§ Task input

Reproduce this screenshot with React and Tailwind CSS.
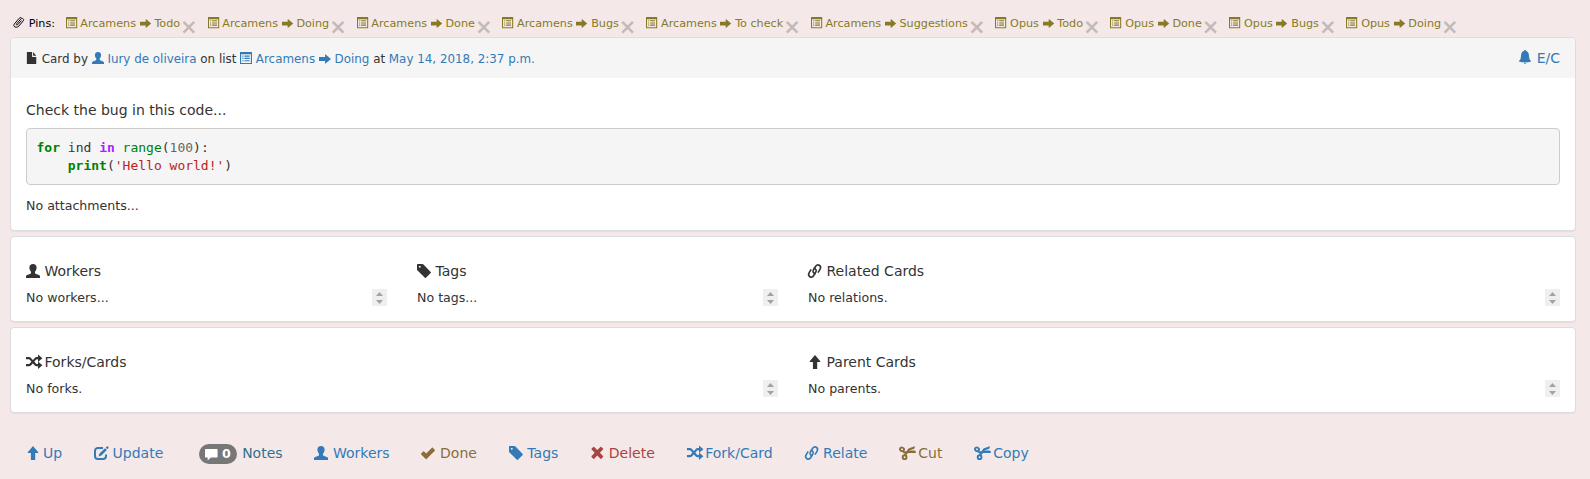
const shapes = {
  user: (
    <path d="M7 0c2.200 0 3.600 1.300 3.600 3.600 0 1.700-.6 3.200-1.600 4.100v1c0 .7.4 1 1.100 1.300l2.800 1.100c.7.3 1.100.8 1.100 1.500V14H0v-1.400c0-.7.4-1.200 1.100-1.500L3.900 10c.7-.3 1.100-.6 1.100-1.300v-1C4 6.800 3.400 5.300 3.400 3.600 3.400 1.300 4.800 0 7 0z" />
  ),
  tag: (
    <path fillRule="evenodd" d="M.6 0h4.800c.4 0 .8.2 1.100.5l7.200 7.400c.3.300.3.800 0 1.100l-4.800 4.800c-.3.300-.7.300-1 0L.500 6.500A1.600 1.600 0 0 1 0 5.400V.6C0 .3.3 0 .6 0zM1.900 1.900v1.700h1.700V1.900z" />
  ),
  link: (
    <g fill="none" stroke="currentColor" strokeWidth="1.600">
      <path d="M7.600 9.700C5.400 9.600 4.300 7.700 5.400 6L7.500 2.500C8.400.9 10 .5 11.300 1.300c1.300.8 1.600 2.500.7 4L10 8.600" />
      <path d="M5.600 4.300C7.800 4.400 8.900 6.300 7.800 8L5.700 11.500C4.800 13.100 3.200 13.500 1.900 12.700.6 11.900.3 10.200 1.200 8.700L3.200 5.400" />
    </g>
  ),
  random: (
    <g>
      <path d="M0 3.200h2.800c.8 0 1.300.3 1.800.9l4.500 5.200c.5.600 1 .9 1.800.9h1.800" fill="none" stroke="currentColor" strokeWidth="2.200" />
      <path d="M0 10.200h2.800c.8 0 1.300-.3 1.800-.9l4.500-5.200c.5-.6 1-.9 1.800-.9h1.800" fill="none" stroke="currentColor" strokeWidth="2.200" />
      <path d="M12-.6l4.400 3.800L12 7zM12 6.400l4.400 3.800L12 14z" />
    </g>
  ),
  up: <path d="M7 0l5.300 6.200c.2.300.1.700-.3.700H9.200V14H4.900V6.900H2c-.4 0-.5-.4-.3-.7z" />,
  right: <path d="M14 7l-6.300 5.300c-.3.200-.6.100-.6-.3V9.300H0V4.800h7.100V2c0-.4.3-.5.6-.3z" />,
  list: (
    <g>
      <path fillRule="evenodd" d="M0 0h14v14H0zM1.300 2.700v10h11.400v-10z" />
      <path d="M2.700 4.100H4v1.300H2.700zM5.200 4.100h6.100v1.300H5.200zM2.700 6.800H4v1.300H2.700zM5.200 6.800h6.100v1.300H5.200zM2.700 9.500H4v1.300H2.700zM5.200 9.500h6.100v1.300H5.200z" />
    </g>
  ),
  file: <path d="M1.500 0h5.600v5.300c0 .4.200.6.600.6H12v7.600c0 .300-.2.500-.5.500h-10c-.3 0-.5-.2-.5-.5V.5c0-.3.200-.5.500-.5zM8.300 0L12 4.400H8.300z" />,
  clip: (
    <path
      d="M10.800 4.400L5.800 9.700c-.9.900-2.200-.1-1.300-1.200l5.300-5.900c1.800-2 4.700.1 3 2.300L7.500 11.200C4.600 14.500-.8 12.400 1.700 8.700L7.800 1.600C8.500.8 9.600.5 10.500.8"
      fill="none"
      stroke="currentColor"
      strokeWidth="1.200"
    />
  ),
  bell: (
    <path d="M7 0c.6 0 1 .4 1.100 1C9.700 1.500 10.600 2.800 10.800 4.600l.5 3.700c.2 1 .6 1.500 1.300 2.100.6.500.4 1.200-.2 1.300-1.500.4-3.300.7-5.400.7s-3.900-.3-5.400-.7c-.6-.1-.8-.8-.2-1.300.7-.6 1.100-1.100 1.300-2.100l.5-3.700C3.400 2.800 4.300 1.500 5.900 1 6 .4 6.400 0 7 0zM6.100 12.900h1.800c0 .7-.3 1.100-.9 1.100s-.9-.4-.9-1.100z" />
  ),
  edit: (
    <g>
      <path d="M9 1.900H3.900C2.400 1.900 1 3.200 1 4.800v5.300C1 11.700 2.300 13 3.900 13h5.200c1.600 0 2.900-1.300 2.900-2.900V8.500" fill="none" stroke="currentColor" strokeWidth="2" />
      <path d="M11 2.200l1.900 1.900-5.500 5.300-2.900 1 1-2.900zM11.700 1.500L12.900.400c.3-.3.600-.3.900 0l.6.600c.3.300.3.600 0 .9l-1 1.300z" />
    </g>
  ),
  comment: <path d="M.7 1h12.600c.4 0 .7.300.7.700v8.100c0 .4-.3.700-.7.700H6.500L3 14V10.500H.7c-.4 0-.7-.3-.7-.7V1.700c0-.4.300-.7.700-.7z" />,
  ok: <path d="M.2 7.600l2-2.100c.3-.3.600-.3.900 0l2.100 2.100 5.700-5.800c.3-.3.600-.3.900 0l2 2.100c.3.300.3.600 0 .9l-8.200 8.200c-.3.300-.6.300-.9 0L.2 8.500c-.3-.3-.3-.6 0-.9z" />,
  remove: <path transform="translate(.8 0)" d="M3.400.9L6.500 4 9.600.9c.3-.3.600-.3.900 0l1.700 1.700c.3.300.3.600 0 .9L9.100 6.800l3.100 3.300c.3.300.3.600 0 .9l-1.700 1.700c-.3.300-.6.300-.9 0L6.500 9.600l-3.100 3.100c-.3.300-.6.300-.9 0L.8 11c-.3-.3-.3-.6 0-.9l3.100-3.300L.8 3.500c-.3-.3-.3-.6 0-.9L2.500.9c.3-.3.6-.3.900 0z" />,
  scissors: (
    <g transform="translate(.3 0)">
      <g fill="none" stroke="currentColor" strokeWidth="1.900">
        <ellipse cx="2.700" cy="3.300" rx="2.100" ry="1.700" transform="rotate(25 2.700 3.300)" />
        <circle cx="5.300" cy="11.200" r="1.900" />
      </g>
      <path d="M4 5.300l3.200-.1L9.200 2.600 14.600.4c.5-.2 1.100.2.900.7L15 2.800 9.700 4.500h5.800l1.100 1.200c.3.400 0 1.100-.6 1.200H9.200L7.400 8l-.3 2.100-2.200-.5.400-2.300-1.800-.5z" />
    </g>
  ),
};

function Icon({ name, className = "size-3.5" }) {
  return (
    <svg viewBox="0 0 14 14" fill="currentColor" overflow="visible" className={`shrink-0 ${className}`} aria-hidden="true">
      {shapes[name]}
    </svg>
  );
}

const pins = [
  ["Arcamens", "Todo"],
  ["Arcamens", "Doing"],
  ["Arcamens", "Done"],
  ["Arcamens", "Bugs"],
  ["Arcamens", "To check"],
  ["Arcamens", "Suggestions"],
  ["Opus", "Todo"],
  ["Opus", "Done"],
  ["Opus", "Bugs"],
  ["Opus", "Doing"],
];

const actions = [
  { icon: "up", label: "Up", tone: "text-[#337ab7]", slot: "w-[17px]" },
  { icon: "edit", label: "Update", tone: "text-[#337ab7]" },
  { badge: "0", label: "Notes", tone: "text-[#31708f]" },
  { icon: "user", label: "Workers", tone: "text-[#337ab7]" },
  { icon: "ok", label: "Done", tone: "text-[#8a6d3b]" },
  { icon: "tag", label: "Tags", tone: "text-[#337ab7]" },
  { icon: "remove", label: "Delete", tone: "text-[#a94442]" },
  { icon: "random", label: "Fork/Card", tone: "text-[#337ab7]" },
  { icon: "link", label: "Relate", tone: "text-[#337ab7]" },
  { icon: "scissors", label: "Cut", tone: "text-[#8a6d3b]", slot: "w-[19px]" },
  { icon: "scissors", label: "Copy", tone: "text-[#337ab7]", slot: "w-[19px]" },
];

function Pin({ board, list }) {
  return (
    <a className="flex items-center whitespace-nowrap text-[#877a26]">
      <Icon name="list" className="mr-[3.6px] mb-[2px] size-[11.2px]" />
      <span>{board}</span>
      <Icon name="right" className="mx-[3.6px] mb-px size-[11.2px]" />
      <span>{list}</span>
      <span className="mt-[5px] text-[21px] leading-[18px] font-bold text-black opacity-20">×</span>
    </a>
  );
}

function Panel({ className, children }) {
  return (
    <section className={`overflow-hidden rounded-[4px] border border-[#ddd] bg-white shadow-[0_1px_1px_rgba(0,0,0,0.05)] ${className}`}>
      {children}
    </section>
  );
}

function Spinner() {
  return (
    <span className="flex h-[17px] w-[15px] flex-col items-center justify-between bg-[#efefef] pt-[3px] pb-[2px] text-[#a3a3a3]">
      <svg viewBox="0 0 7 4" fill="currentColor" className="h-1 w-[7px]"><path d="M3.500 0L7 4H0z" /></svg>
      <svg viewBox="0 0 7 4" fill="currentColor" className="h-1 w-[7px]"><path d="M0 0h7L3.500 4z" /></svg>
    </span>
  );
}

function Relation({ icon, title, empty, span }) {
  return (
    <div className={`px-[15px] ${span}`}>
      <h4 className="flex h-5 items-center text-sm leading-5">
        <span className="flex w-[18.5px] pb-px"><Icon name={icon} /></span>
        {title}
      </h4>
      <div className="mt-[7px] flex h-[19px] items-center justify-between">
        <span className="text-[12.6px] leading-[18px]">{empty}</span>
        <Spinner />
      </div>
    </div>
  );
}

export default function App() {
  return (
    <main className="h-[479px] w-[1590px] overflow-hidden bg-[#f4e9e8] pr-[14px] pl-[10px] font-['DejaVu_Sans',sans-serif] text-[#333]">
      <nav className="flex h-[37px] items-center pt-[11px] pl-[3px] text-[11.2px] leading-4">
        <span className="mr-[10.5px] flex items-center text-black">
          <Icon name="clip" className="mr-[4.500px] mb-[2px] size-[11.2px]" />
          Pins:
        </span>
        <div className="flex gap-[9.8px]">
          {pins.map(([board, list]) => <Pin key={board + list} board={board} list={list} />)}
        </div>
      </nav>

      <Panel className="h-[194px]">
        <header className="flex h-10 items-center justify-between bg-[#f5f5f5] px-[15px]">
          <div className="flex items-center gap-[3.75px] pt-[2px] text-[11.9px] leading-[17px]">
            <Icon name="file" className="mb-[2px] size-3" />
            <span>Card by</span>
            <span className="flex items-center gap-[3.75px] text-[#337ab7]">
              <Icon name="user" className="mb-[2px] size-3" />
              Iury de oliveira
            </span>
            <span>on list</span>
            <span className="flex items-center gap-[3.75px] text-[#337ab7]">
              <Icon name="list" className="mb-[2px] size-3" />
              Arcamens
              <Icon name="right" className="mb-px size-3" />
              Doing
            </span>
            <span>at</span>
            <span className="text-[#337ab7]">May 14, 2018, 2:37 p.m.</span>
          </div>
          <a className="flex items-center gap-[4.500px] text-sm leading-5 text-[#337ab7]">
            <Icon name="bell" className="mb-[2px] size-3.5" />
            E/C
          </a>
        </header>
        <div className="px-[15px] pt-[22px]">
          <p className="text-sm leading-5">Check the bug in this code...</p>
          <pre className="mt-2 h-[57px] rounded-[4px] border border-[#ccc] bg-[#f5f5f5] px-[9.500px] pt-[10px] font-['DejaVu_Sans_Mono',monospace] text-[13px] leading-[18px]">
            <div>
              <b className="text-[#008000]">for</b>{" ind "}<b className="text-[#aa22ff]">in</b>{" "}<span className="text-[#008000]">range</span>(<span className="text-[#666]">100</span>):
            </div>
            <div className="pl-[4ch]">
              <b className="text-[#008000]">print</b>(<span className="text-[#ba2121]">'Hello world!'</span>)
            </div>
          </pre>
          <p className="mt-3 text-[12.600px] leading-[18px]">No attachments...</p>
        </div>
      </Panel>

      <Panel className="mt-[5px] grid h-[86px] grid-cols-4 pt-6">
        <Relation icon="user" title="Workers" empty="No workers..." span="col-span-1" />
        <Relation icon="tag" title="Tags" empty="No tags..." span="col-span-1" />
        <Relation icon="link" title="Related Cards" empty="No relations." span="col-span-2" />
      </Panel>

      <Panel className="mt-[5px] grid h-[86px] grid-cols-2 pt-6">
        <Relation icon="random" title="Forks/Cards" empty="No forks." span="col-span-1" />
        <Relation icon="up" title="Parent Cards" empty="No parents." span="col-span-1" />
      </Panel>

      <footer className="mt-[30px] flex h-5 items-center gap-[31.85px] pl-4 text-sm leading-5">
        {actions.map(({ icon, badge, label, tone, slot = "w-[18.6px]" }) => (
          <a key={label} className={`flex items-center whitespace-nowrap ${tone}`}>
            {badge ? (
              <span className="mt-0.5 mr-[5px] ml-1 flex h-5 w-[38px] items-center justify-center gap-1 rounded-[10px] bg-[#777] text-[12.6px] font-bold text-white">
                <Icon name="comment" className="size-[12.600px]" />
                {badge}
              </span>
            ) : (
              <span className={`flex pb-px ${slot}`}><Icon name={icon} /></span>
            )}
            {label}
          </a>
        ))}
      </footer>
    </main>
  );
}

---

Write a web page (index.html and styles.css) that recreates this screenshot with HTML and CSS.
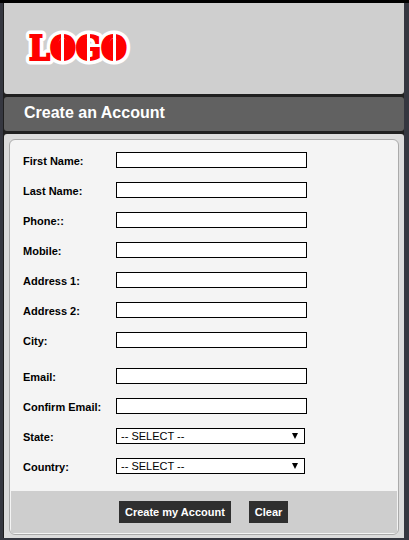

§ Task
Work out how many lines above contain the word "this". Give only the number.

§ Exercise response
3